Ö and ü were already borrowed from German alphabet. Umlaut-added variants of 'ö' and 'ü' have a similar effect on 'o' and 'u' respectively: they bring a back vowel to front. See: https://en.wikipedia.org/wiki/Vowel . Similarly removing the dots bring them back.

Turkish already had i sound and its back variant which is a schwa-like sound: https://en.wikipedia.org/wiki/Close_back_unrounded_vowel . It has the same relation in IPA as 'ö' has to 'o' and 'ü' has to 'u'. Since the makers of the Turkish variant of Latin Alphabet had the rare chance of making a regular pronunciation system with the state of the language and since removing the dots had the effect of making a front vowel a back vowel, they simply copied this feature from ö and ü to i:

Just remove the dots to make it a back vowel! Now we have ı.

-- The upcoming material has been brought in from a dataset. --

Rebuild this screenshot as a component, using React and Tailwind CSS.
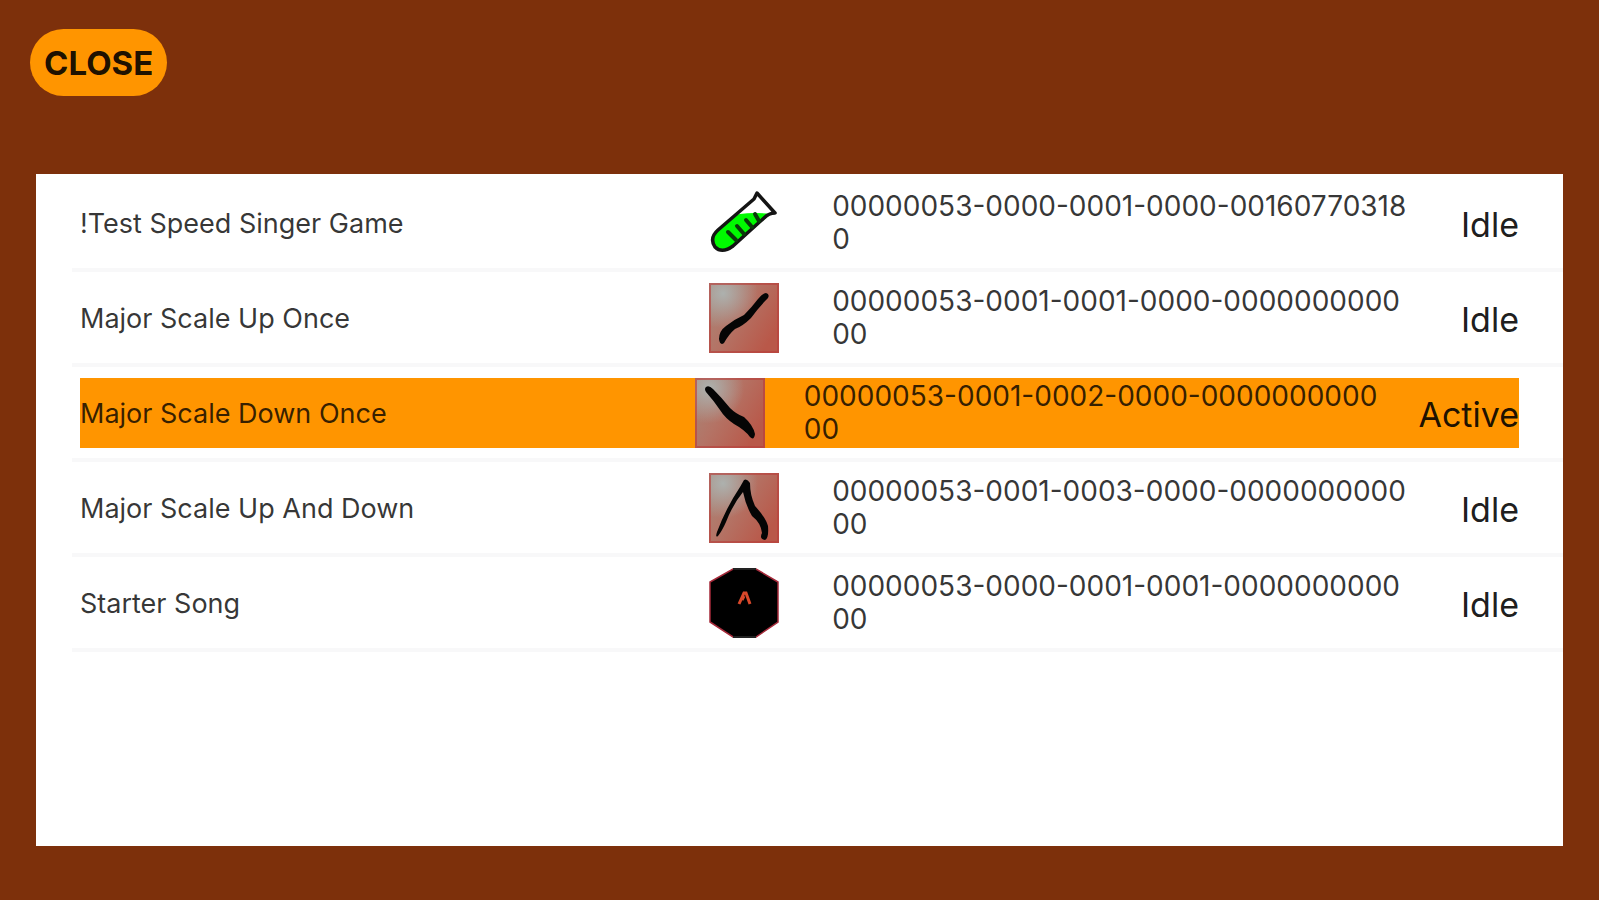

When comes to capitalization, ö becomes Ö, ü becomes Ü. So it is just logical to make the capital of i İ and the lowercase of I ı.

ayhanfuat|4 months ago

Except for the a/e pair, front and back vowels have dotted and dotless versions in Turkish: ı and i, o and ö, u and ü.

o11c|4 months ago

In that case they should've used ï for consistency.

zettabomb|4 months ago

Makes sense enough, but why not use i and ï to be consistent?